Florida is coming off its best stretch of offense this season, with a 100-point outburts in regulation against lowly Long Beach State being followed by 80-point totals in regulation against SEC foes Alabama and South Carolina. (The Gators also made it to the century mark against Alabama, but that was in double overtime.)
And Andrew Nembhard has been a key reason the Gators have scored 1.1 points per possession in each of their last three games.
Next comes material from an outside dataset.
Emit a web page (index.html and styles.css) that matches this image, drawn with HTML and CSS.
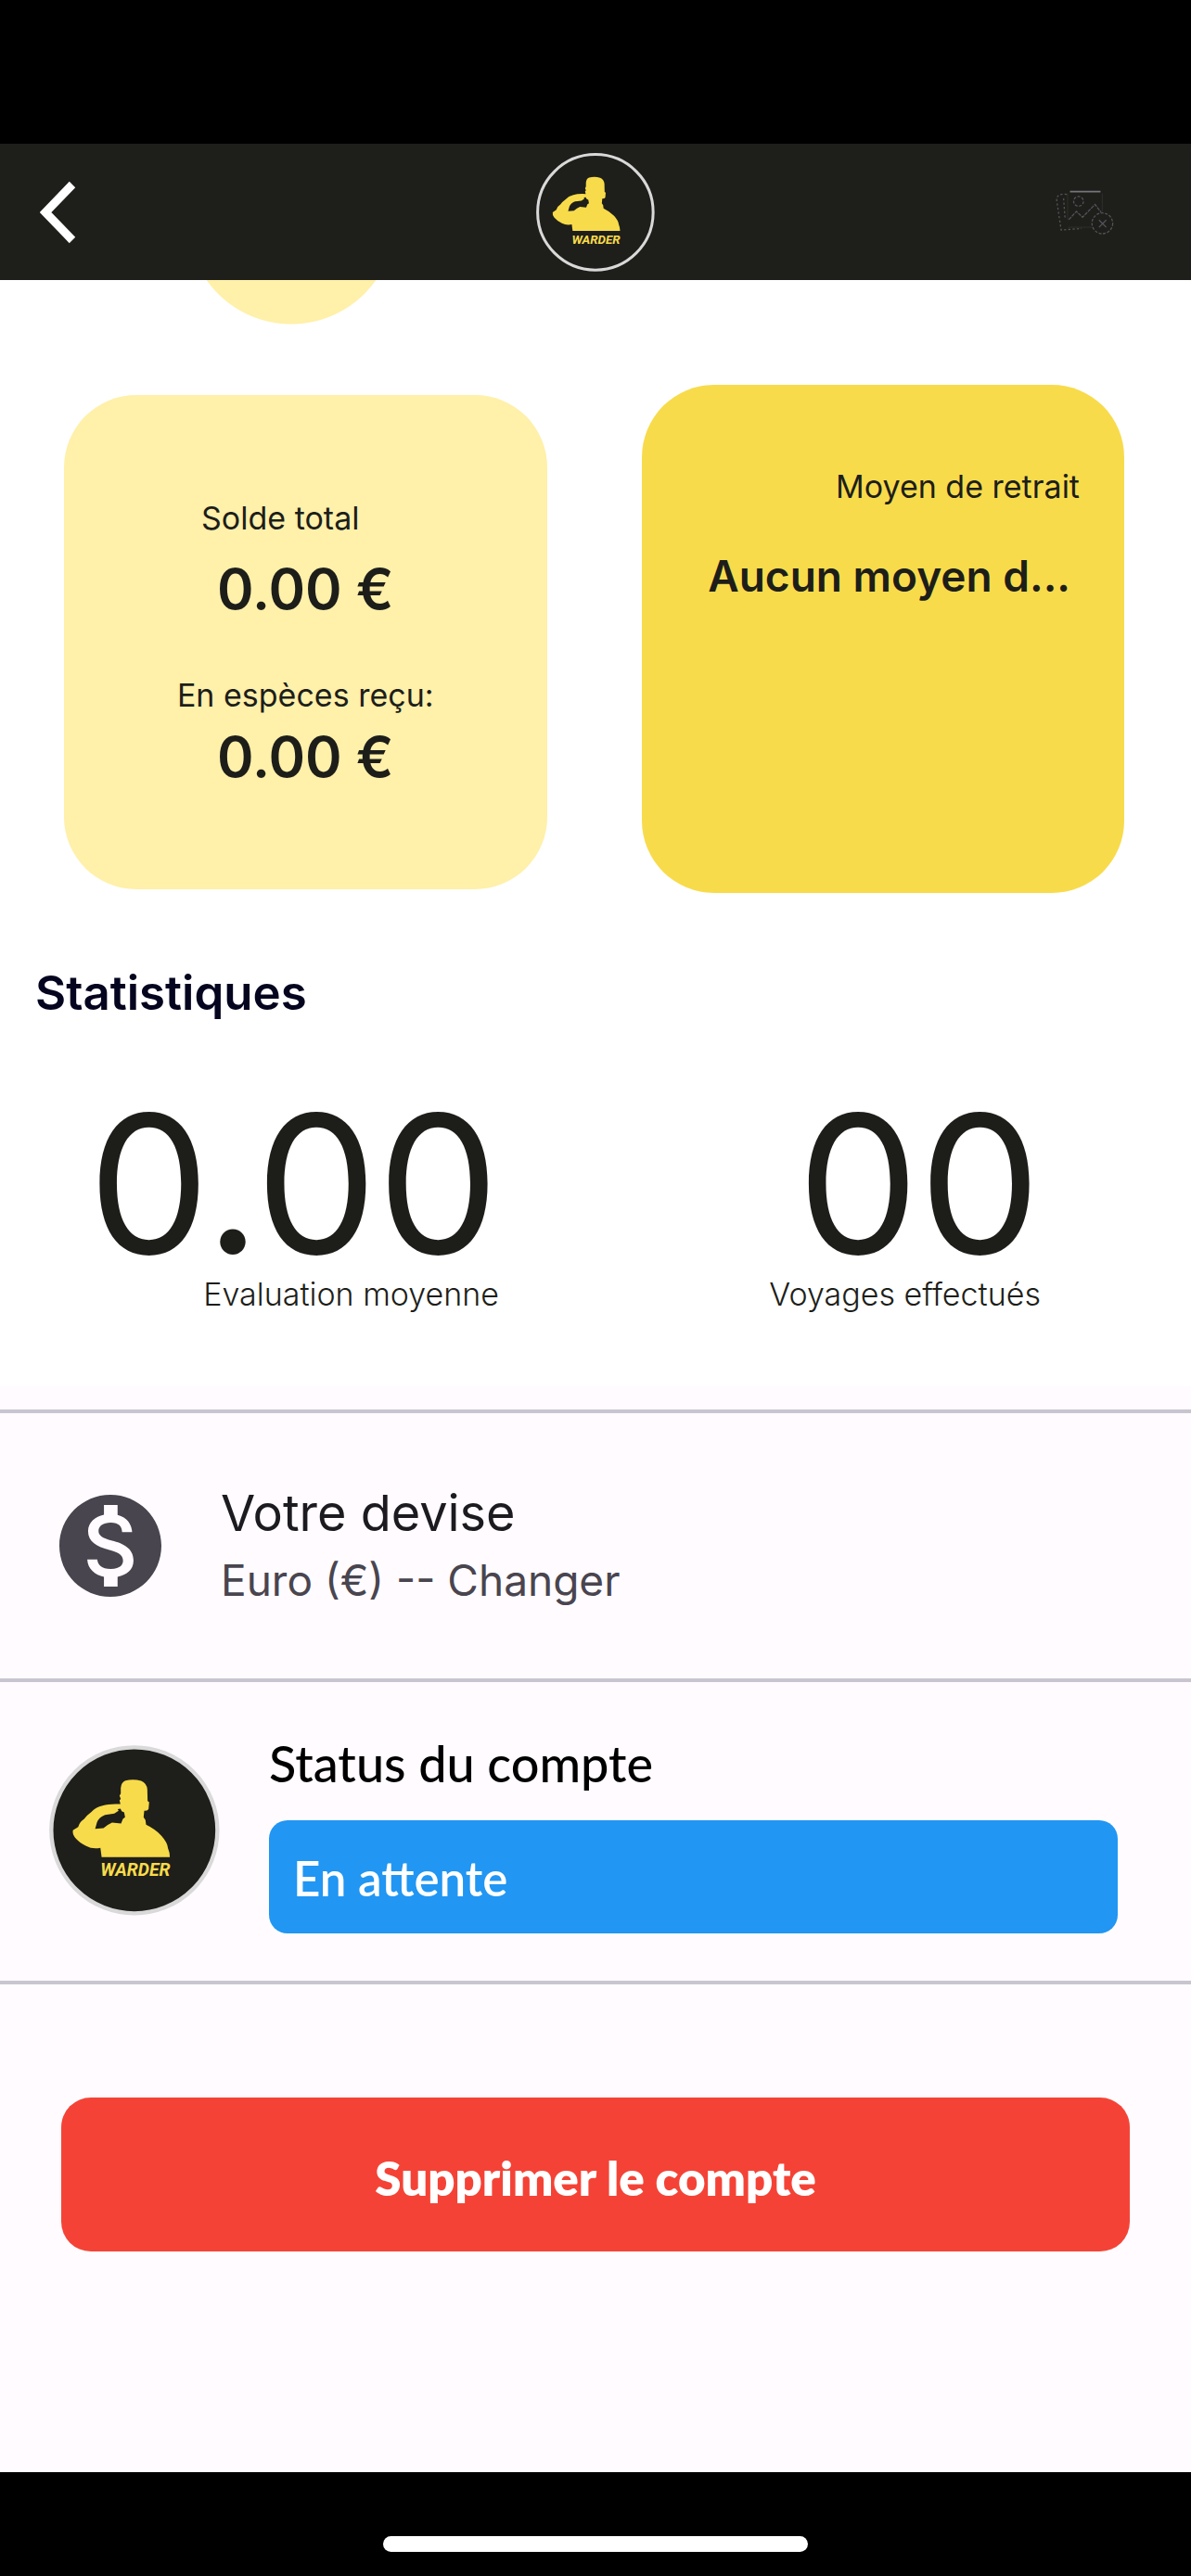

He’s stepped up as both a playmaker — Nembhard has dished 27 assists in the three games, a number that is more impressive when one considers that he had just four in the 50 minutes against Alabama — and a scorer, setting a new career-high with 25 points against the Crimson Tide and nearly matching it against South Carolina, when his 21 points came on a very efficient 14 shots, thanks to three threes that tied another career best.
Florida’s seen improvements from Keyontae Johnson (16.6 points per game over the win streak) and Scottie Lewis (15 points in each of his last two contests after missing the Alabama game due to a concussion), too. And as Kerry Blackshear Jr. continues to plug along at a near double-double pace and Noah Locke increasingly seems to be returning to form after a long decline due to injury a year ago and a slump to begin this year, Florida’s offense is rounding into form at a time when it needs to be good to great more often than not.
That offense traveling to the SEC’s other Columbia after putting up the most points anyone’s scored on South Carolina this year would go a long way toward getting a win over Cuonzo Martin’s Tigers. Missouri is 8-6 and 0-2 in SEC play, losing by double figures to both Kentucky and Tennessee, and the Tigers really struggle to score, putting up more than 75 points against only D-1 cellar-dwellers Incarnate Word and Chicago State and failing to reach 70 points in all but one game since the week of Thanksgiving.
Xavier Pinson, mired in a season-long shooting slump, remains Missouri’s primary option on the perimeter, and a counterweight to Jeremiah Tilmon inside, but the Tiger who could maul Florida is Mark Smith, who already has 34 threes in 14 games and is connecting at a 40 percent clip.
But Missouri does defend well, and is exceptionally good at perimeter defense, and could well muck up the good things the Gators have going. If that’s the path this game takes, expect a potentially nervy finish.